* Exercise instructions
What number of lines contain the word "this"? Reply with the number and nothing else.

* Dataset content
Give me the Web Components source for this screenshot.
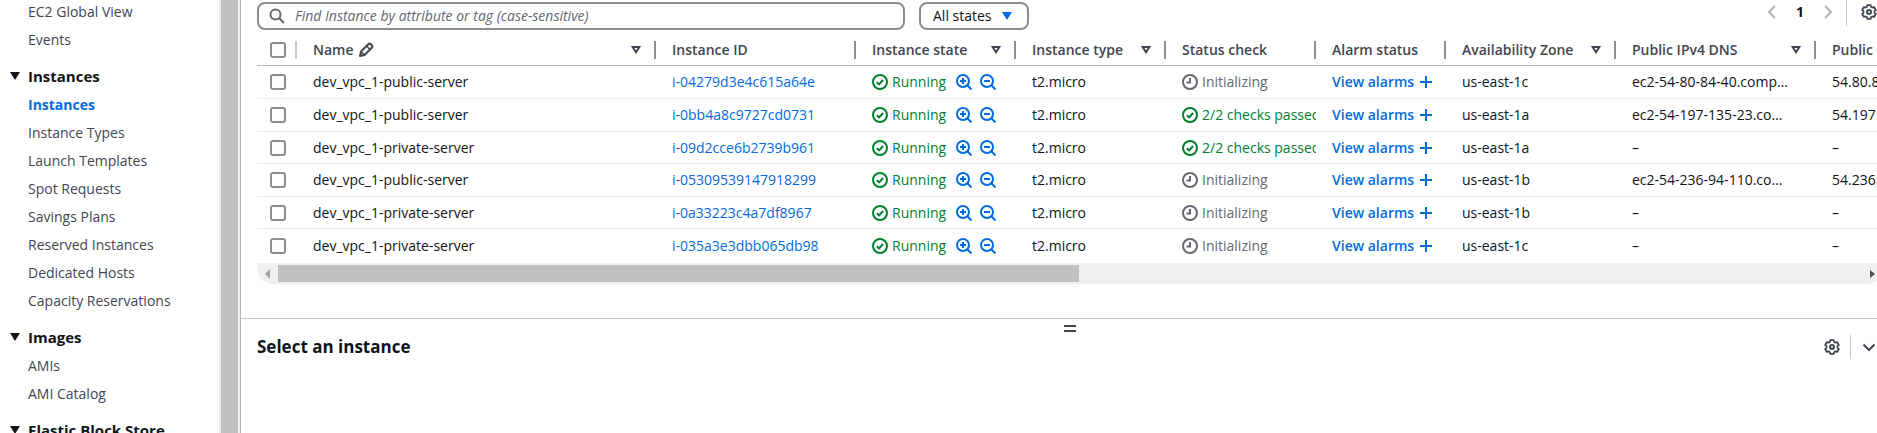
<!DOCTYPE html>
<html lang="en">
<head>
<meta charset="utf-8">
<title>Instances | EC2</title>
<style>
  html, body { height: 100%; margin: 0; overflow: hidden; background: #fff; }
  body { font: 14px/20px "Open Sans", "Noto Sans", sans-serif; color: #0f141a; }
</style>
</head>
<body>
<ec2-console></ec2-console>
<script>
const define = (name, html, setup) => {
  const template = document.createElement('template');
  template.innerHTML = html;
  customElements.define(name, class extends HTMLElement {
    connectedCallback() {
      if (this.shadowRoot) return;
      const root = this.attachShadow({ mode: 'open' });
      root.append(template.content.cloneNode(true));
      if (setup) setup(root, this);
    }
  });
};

/* Six-toothed gear outline, centred in a 16px box. */
const gearPath = () => {
  const points = [];
  for (let tooth = 0; tooth < 6; tooth++) {
    for (const [offset, r] of [[-21, 5.6], [-14, 7.1], [14, 7.1], [21, 5.6]]) {
      const a = (tooth * 60 - 90 + offset) * Math.PI / 180;
      points.push((8 + r * Math.cos(a)).toFixed(2) + ' ' + (8 + r * Math.sin(a)).toFixed(2));
    }
  }
  return 'M' + points.join('L') + 'Z';
};

const icons = {
  search: '<circle cx="6.5" cy="6.5" r="5"/><path d="M10.2 10.2L15 15"/>',
  pencil: '<path stroke-linejoin="round" d="M2 14l1-4.500L10.300 2.200Q11.500 1 12.800 2.200L13.800 3.200Q15 4.500 13.800 5.700L6.500 13z"/><path d="M8.500 4l3.500 3.500M3 9.500l3.500 3.500" stroke-width="1.500"/>',
  check: '<circle cx="8" cy="8" r="7"/><path d="M4.800 8.200l2.300 2.200 4-4.400"/>',
  clock: '<circle cx="8" cy="8" r="7"/><path d="M8 4v4.500H4.500"/>',
  zoomin: '<circle cx="7" cy="7" r="6"/><path d="M11.300 11.300L15.500 15.500M7 4v6M4 7h6"/>',
  zoomout: '<circle cx="7" cy="7" r="6"/><path d="M11.300 11.300L15.500 15.500M4 7h6"/>',
  plus: '<path d="M8 2v12M2 8h12"/>',
  prev: '<path d="M11 2L5 8l6 6"/>',
  next: '<path d="M5 2l6 6-6 6"/>',
  down: '<path d="M2.500 5.500L8 11l5.500-5.500"/>',
  gear: `<path stroke-linejoin="round" stroke-width="1.800" d="${gearPath()}"/><circle cx="8" cy="8" r="2"/>`
};

define('app-icon', `
  <style>
    :host { display: block; flex: none; width: 16px; height: 16px; }
    svg { display: block; width: 100%; height: 100%; fill: none; stroke: currentColor; stroke-width: 2; }
  </style>
  <svg viewBox="0 0 16 16" aria-hidden="true"></svg>`,
  (root, el) => { root.querySelector('svg').innerHTML = icons[el.getAttribute('name')]; });

define('icon-button', `
  <style>
    :host { display: block; flex: none; }
    button { display: block; margin: 0; padding: 0; border: 0; background: none; color: inherit; cursor: pointer; }
  </style>
  <button><slot></slot></button>`,
  (root, el) => root.querySelector('button').setAttribute('aria-label', el.getAttribute('label')));

define('nav-item', `
  <style>
    :host { display: block; height: 28px; padding-left: 28px; color: #424650; }
    :host([current]) { color: #006ce0; font-weight: bold; }
    a { color: inherit; text-decoration: none; line-height: 28px; white-space: nowrap; }
  </style>
  <a href="#"><slot></slot></a>`);

define('nav-group', `
  <style>
    :host { display: block; margin-top: 8px; }
    button { display: flex; align-items: center; gap: 8px; height: 28px; margin-bottom: 1px; padding: 0 0 0 10px; border: 0; background: none;
      font: bold 15px/28px "Open Sans", "Noto Sans", sans-serif; color: #0f141a; white-space: nowrap; }
    svg { width: 10px; height: 8px; }
  </style>
  <button aria-expanded="true"><svg viewBox="0 0 10 8" aria-hidden="true"><path d="M0 0h10L5 8z" fill="currentColor"/></svg><span></span></button>
  <slot></slot>`,
  (root, el) => { root.querySelector('span').textContent = el.getAttribute('heading'); });

define('side-nav', `
  <style>
    :host { display: flex; flex: none; height: 100%; width: 240px; overflow: hidden; border-right: 1px solid #b4b4bb; }
    nav { flex: 1; min-width: 0; margin-top: -2px; }
    .rail { width: 17px; background: #c1c1c1; border: solid #f0f0f0; border-width: 0 2px; }
  </style>
  <nav aria-label="EC2">
    <nav-item>EC2 Global View</nav-item>
    <nav-item>Events</nav-item>
    <nav-group heading="Instances">
      <nav-item current>Instances</nav-item>
      <nav-item>Instance Types</nav-item>
      <nav-item>Launch Templates</nav-item>
      <nav-item>Spot Requests</nav-item>
      <nav-item>Savings Plans</nav-item>
      <nav-item>Reserved Instances</nav-item>
      <nav-item>Dedicated Hosts</nav-item>
      <nav-item>Capacity Reservations</nav-item>
    </nav-group>
    <nav-group heading="Images">
      <nav-item>AMIs</nav-item>
      <nav-item>AMI Catalog</nav-item>
    </nav-group>
    <nav-group heading="Elastic Block Store"></nav-group>
  </nav>
  <div class="rail"></div>`);

define('search-box', `
  <style>
    :host { display: flex; flex: 0 1 648px; box-sizing: border-box; height: 28px; align-items: center; gap: 10px;
      padding: 0 10px; border: 2px solid #8c8c94; border-radius: 8px; color: #656871; }
    input { flex: 1; min-width: 0; padding: 0; border: 0; outline: 0; background: none; font: inherit; color: #0f141a; }
    input::placeholder { color: #656871; font-style: italic; opacity: 1; }
  </style>
  <app-icon name="search"></app-icon>
  <input type="text" aria-label="Find Instance" placeholder="Find Instance by attribute or tag (case-sensitive)">`);

define('state-filter', `
  <style>
    :host { display: grid; flex: none; align-items: center; box-sizing: border-box; width: 110px; height: 28px;
      border: 2px solid #8c8c94; border-radius: 8px; }
    select, svg { grid-area: 1 / 1; }
    select { appearance: none; width: 100%; height: 24px; padding: 0 0 0 12px; border: 0; background: none; font: inherit; color: #0f141a; }
    svg { width: 10px; height: 8px; justify-self: end; margin-right: 15px; color: #006ce0; pointer-events: none; }
  </style>
  <select aria-label="Instance state"><option>All states</option></select>
  <svg viewBox="0 0 10 8" aria-hidden="true"><path d="M0 0h10L5 8z" fill="currentColor"/></svg>`);

define('page-controls', `
  <style>
    :host { display: flex; align-items: center; height: 24px; margin-left: auto; color: #424650; }
    .page { width: 40px; text-align: center; font-weight: bold; color: #0f141a; }
    .off { color: #b4b4bb; }
    .line { align-self: flex-start; width: 1px; height: 26px; margin: 0 14px 0 10px; background: #c6c6cd; }
  </style>
  <icon-button class="off" label="Previous page"><app-icon name="prev"></app-icon></icon-button>
  <span class="page">1</span>
  <icon-button class="off" label="Next page"><app-icon name="next"></app-icon></icon-button>
  <span class="line"></span>
  <icon-button label="Preferences"><app-icon name="gear"></app-icon></icon-button>`);

define('status-label', `
  <style>
    :host { display: flex; align-items: center; gap: 4px; color: #656871; white-space: nowrap; }
    :host([ok]) { color: #00802f; }
  </style>
  <span><slot></slot></span>`,
  (root, el) => {
    const icon = document.createElement('app-icon');
    icon.setAttribute('name', el.hasAttribute('ok') ? 'check' : 'clock');
    root.querySelector('span').before(icon);
  });

define('instance-table', `
  <style>
    :host { display: block; }
    table { width: 100%; table-layout: fixed; border-collapse: separate; border-spacing: 0; }
    .w-check { width: 40px; } .w-name { width: 359px; } .w-xl { width: 200px; } .w-l { width: 170px; }
    .w-m { width: 160px; } .w-s { width: 150px; } .w-xs { width: 130px; }
    th, td { box-sizing: border-box; padding: 0; text-align: left; overflow: hidden; white-space: nowrap; }
    th { height: 36px; border-bottom: 1px solid #b4b4bb; font-weight: 600; color: #424650; }
    .head { display: flex; align-items: center; height: 18px; margin: 11px 0 6px; padding: 0 13px 0 16px; gap: 4px; border-right: 2px solid #8c8c94; }
    .head.first { padding: 0 0 0 13px; border-color: #c6c6cd; }
    .head svg { flex: none; width: 10px; height: 8px; margin-left: auto; }
    td { height: 33px; padding-left: 16px; border-bottom: 1px solid #e9ebed; }
    tr:nth-child(2n+3) td { height: 32px; }
    td.check { padding-left: 13px; }
    tr:last-child td { border-bottom-color: transparent; height: 34px; }
    input { appearance: none; display: block; box-sizing: border-box; width: 16px; height: 16px; margin: 0; border: 2px solid #8c8c94; border-radius: 3px; background: #fff; }
    a { color: #006ce0; text-decoration: none; }
    .state { display: flex; align-items: center; gap: 8px; color: #006ce0; }
    .state status-label { width: 76px; }
    .alarm { display: flex; align-items: center; gap: 4px; font-weight: 600; }
  </style>
  <table>
    <colgroup><col class="w-check"><col class="w-name"><col class="w-xl"><col class="w-m"><col class="w-s"><col class="w-s"><col class="w-xs"><col class="w-l"><col class="w-xl"><col></colgroup>
    <thead><tr></tr></thead>
    <tbody></tbody>
  </table>`,
  root => {
    const sort = '<svg viewBox="0 0 10 8" aria-hidden="true"><path d="M1.700 1h6.600L5 6.300z" fill="none" stroke="currentColor" stroke-width="2"/></svg>';
    const columns = [['Name', 1], ['Instance ID'], ['Instance state', 1], ['Instance type', 1], ['Status check'],
      ['Alarm status'], ['Availability Zone', 1], ['Public IPv4 DNS', 1], ['Public IPv4']];
    root.querySelector('thead tr').innerHTML =
      '<th><div class="head first"><input type="checkbox" aria-label="Select all"></div></th>' +
      columns.map(([label, sortable]) => `<th scope="col"><div class="head">${label}${label === 'Name' ? '<app-icon name="pencil"></app-icon>' : ''}${sortable ? sort : ''}</div></th>`).join('');
    const rows = [
      ['public', 'i-04279d3e4c615a64e', 0, 'c', 'ec2-54-80-84-40.comp…', '54.80.84.40'],
      ['public', 'i-0bb4a8c9727cd0731', 1, 'a', 'ec2-54-197-135-23.co…', '54.197.135.23'],
      ['private', 'i-09d2cce6b2739b961', 1, 'a', '–', '–'],
      ['public', 'i-05309539147918299', 0, 'b', 'ec2-54-236-94-110.co…', '54.236.94.110'],
      ['private', 'i-0a33223c4a7df8967', 0, 'b', '–', '–'],
      ['private', 'i-035a3e3dbb065db98', 0, 'c', '–', '–']
    ];
    root.querySelector('tbody').innerHTML = rows.map(([kind, id, passed, zone, dns, ip]) => `
      <tr>
        <td class="check"><input type="checkbox" aria-label="Select ${id}"></td>
        <td>dev_vpc_1-${kind}-server</td>
        <td><a href="#">${id}</a></td>
        <td><div class="state"><status-label ok>Running</status-label><icon-button label="Filter by running"><app-icon name="zoomin"></app-icon></icon-button><icon-button label="Exclude running"><app-icon name="zoomout"></app-icon></icon-button></div></td>
        <td>t2.micro</td>
        <td>${passed ? '<status-label ok>2/2 checks passed</status-label>' : '<status-label>Initializing</status-label>'}</td>
        <td><a class="alarm" href="#">View alarms<app-icon name="plus"></app-icon></a></td>
        <td>us-east-1${zone}</td>
        <td>${dns}</td>
        <td>${ip}</td>
      </tr>`).join('');
  });

define('scroll-strip', `
  <style>
    :host { display: flex; align-items: center; height: 21px; background: #f0f0f0; border-radius: 0 0 16px 16px; }
    svg { flex: none; width: 5px; height: 10px; }
    .left { margin: 0 8px; color: #a3a3a3; }
    .right { margin: 0 8px 0 5px; color: #505050; }
    .thumb { flex: 102; height: 17px; background: #c1c1c1; }
    .rest { flex: 100; }
  </style>
  <svg class="left" viewBox="0 0 5 10" aria-hidden="true"><path d="M5 0v10L0 5z" fill="currentColor"/></svg>
  <div class="thumb"></div><div class="rest"></div>
  <svg class="right" viewBox="0 0 5 10" aria-hidden="true"><path d="M0 1v8l5-4z" fill="currentColor"/></svg>`);

define('split-panel', `
  <style>
    :host { display: block; padding-left: 16px; border-top: 1px solid #c6c6cd; }
    .grip { display: block; box-sizing: border-box; width: 12px; height: 7px; margin: 6px auto 0; padding: 0; border: solid #424650; border-width: 2px 0; background: none; }
    header { display: flex; align-items: center; height: 24px; margin: 3px 6px 0 0; color: #424650; }
    h2 { flex: 1; margin: 0; font-size: 17px; line-height: 24px; font-weight: bold; color: #0f141a; }
    .line { align-self: stretch; width: 1px; margin: 0 10px; background: #c6c6cd; }
  </style>
  <button class="grip" aria-label="Resize panel"></button>
  <header>
    <h2>Select an instance</h2>
    <icon-button label="Panel preferences"><app-icon name="gear"></app-icon></icon-button>
    <span class="line"></span>
    <icon-button label="Close panel"><app-icon name="down"></app-icon></icon-button>
  </header>`);

define('ec2-console', `
  <style>
    :host { display: flex; height: 100%; overflow: hidden; }
    main { flex: 1; min-width: 0; }
    .tools { display: flex; gap: 14px; height: 30px; padding-left: 16px; }
    .tools search-box, .tools state-filter { margin-top: 2px; }
    .list { margin: 0 -6px 34px 16px; }
    split-panel { margin-right: -6px; }
  </style>
  <side-nav></side-nav>
  <main>
    <div class="tools"><search-box></search-box><state-filter></state-filter><page-controls></page-controls></div>
    <div class="list"><instance-table></instance-table><scroll-strip></scroll-strip></div>
    <split-panel></split-panel>
  </main>`);
</script>
</body>
</html>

* Task answer
4